Diverse aziende della moda sono state accusate di caporalato e sfruttamento lavorativo nelle loro catene di fornitura. La complessità e frammentazione delle filiere rendono difficile monitorare le condizioni di lavoro, ma deve esserci maggiore impegno per le aziende e la volontà di rinunciare ai profitti. Anche se non è ancora applicabile, la nuova direttiva Csdd aiuterà a prevenire queste pratiche, ma è essenziale da oggi aumentare la trasparenza e prevenire lo sfruttamento lungo tutta la supply chain.

Le accuse di sfruttamento e caporalato

Dopo Armani, Alviero Martini e Loro Piana, anche Dior è sotto i riflettori e accusata di caporalato. Il Tribunale di Milano, dopo un’indagine coordinata dai Pm Paolo Storari e Luisa Baima Bollone e condotta dai carabinieri, ha disposto l’amministrazione giudiziaria nei confronti di Manufactures Dior, ramo operativo di Christian Dior Italia, parte della casa madre francese del gruppo Lvmh.

Queste realtà sono ritenute incapaci di prevenire e arginare fenomeni di sfruttamento lavorativo lungo la loro catena di fornitura del ciclo produttivo e di prendere “misure idonee alla verifica delle reali condizioni lavorative, ovvero delle capacità tecniche delle aziende appaltatrici”.

La centralità della filiera della moda

Le catene di fornitura della moda sono frammentate e coinvolgono più entità nel processo di produzione, inclusi fornitori di materie prime, produttori, subappaltatori, fornitori di servizi logistici e rivenditori. Poiché ciascuna entità opera in modo indipendente, tracciare l’intera catena e monitorare le condizioni di lavoro, le pratiche ambientali e la qualità dei prodotti in ogni fase è una sfida per i marchi i cui prodotti vengono realizzati.

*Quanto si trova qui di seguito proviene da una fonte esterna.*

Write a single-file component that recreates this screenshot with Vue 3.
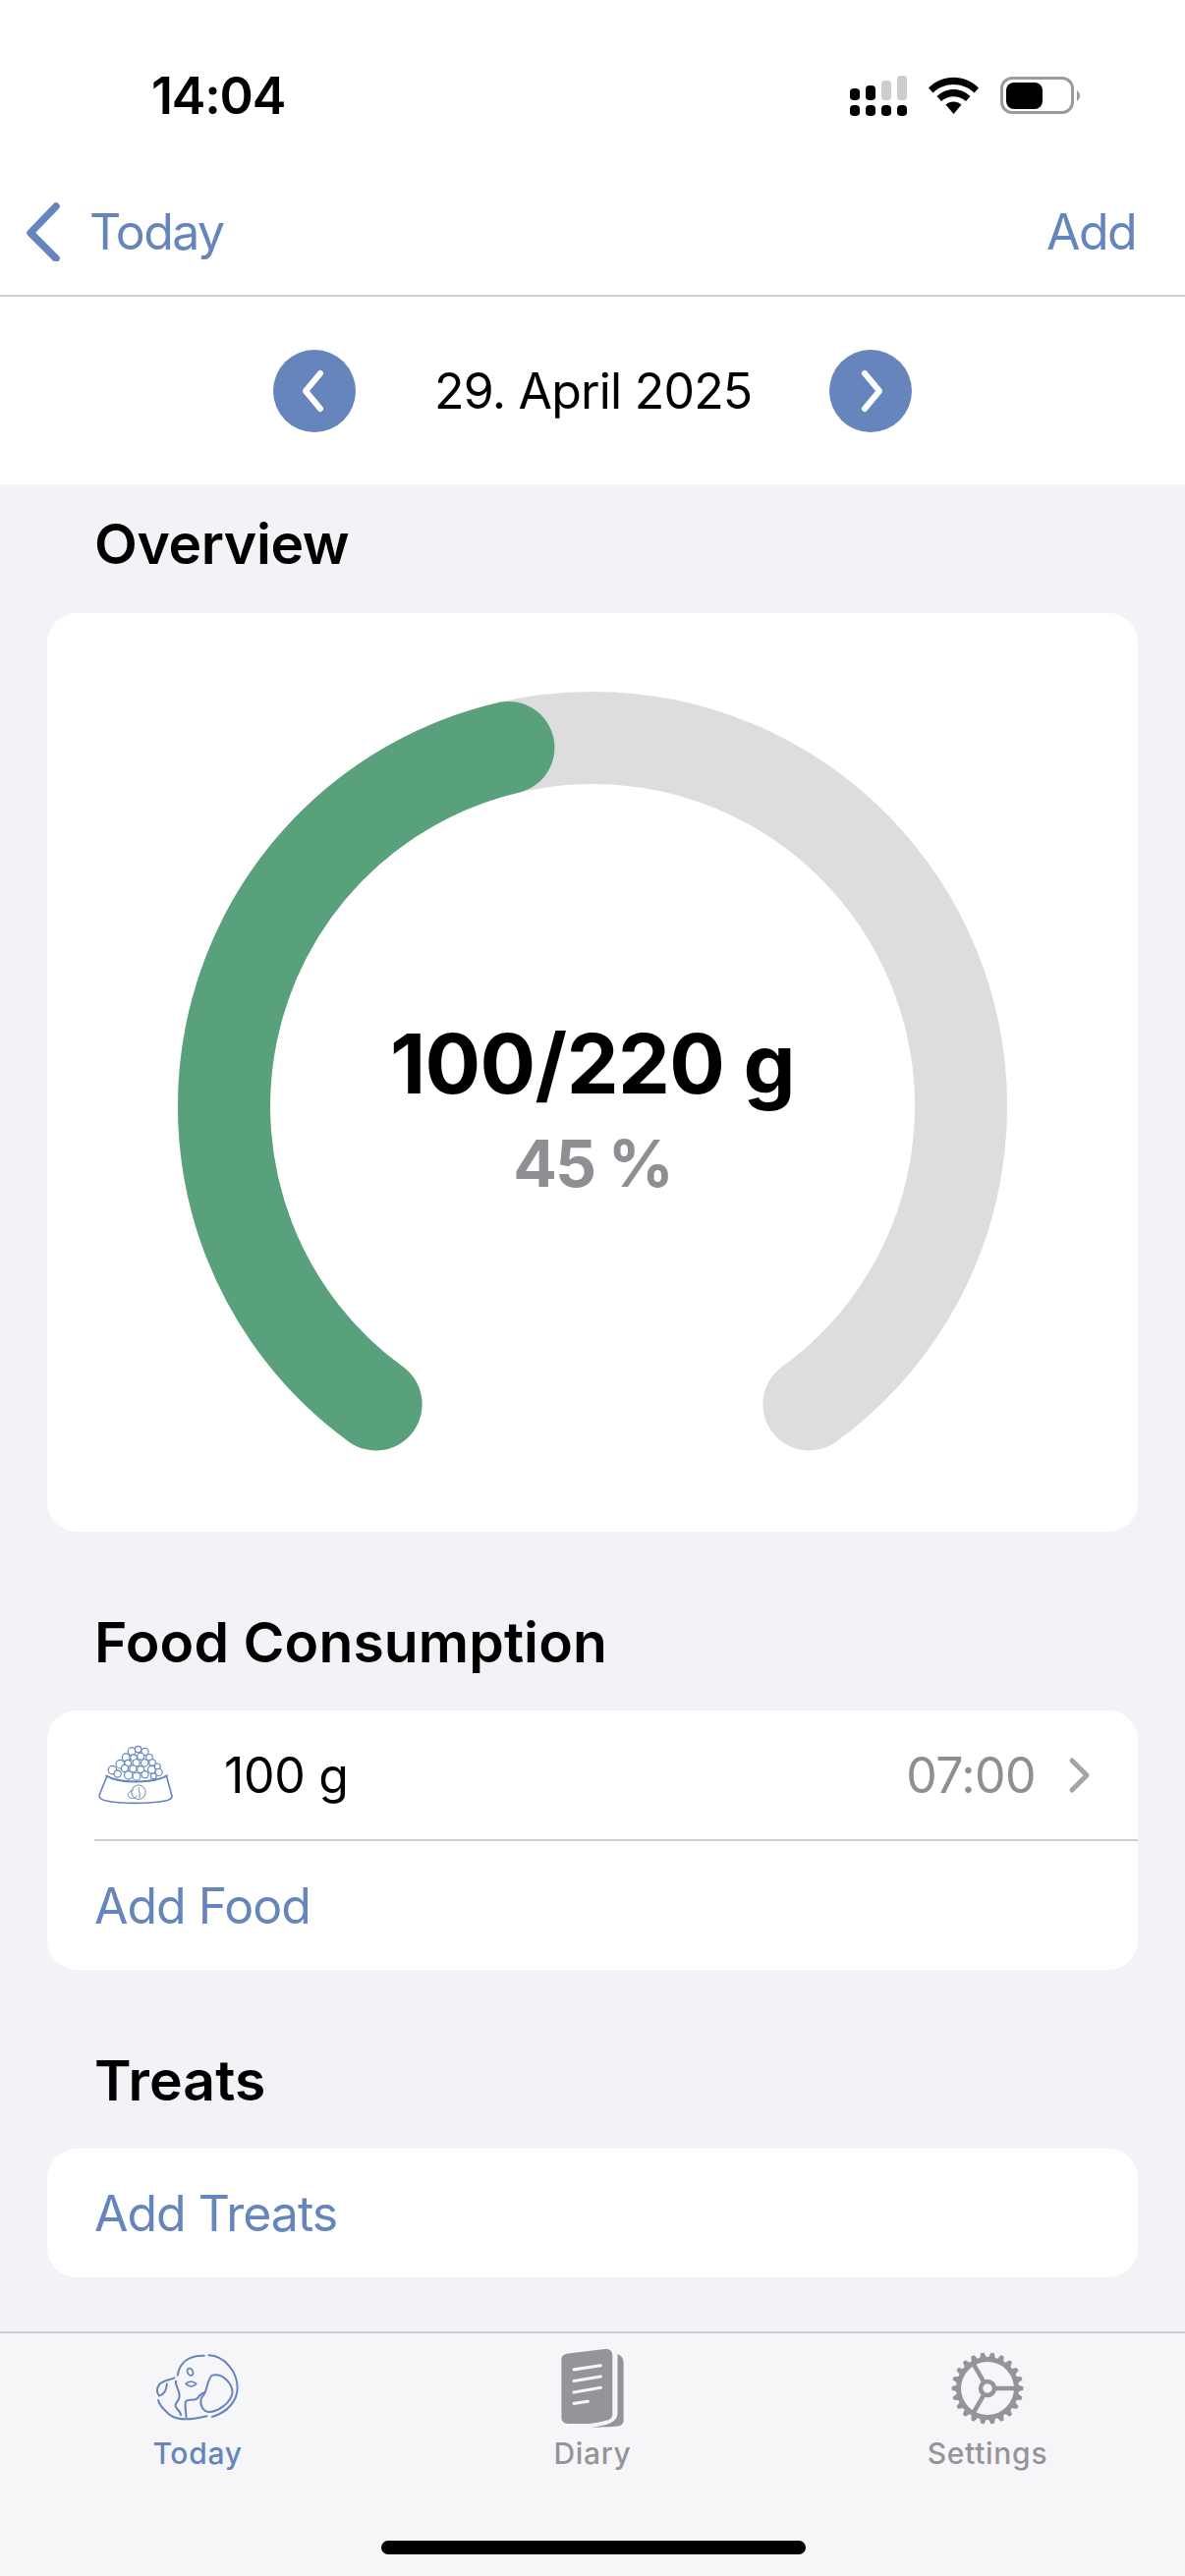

Le catene di approvvigionamento sono complicate e coinvolgono sofisticati impianti di produzione, varie forme di trasporto, manodopera qualificata e una miriade di normative in tutto il mondo. Una gestione efficiente della catena di approvvigionamento può aumentare i margini di profitto delle aziende di moda di diversi punti percentuali, ma nei casi evidenziati per mantenere bassi i costi di produzione ci si è avvalsi di manodopera a basso costo ricorrendo a lavoratori in nero e illegali.

Contromisure e azioni contro lo sfruttamento

Loro Piana ha annunciato mesi fa la conduzione di azioni sul campo in Perù per il controllo della propria supply chain in loco, al fine di garantire la corretta ripartizione e redistribuzione delle somme versate alle organizzazioni. Ma in generale, i marchi di moda devono aumentare la trasparenza lungo tutta la loro catena di fornitura mappando tutti i subappaltatori e rivelando le loro identità al pubblico.

È essenziale condurre un’accurata due diligence per valutare le pratiche lavorative dei subappaltatori e i marchi dovrebbero includere clausole nei contratti con i fornitori che vietino esplicitamente lo sfruttamento del lavoro, il lavoro minorile, il lavoro forzato e altre pratiche non etiche. Tali contratti dovrebbero inoltre delineare le conseguenze in caso di inosservanza, compresa la risoluzione del rapporto commerciale.

Regole chiare oltre la discrezionalità: la direttiva Csdd

Seppure sia necessario che le aziende predispongano dei controlli volontari in loco, è chiaro come la questione della compliance dei fornitori sia sempre più un fattore da implementare oltre la discrezionalità della singola impresa o settore e che non bastano più gli audit sporadici o le autocertificazioni. Come stabilito anche nella direttiva Csdd sulla due diligence, entrata in vigore a maggio, le aziende sono responsabili degli impatti negativi delle loro attività sui diritti umani e sull’ambiente e devono garantire il rispetto delle norme. La direttiva verrà applicata in modo graduale a partire dal 2027 e sarà a pieno regime dal 2029. Non è quindi ancora applicabile e in futuro riguarderà le società con più di 1.000 dipendenti e 450 milioni di euro di fatturato.

Ma come ricorda su Esg News Rita Santaniello, avvocata dello studio Rödl & Partnersin, “da subito le imprese devono attrezzarsi per integrare un effettivo ed efficace sistema di risk management esteso alla filiera, provvedere a un monitoraggio concreto dei propri fornitori e accompagnarli con il proprio supporto e sostegno (in termini economici e di know-how) lungo un percorso di transizione verso un modello di business più sostenibile che parte proprio dal presidio della compliance.”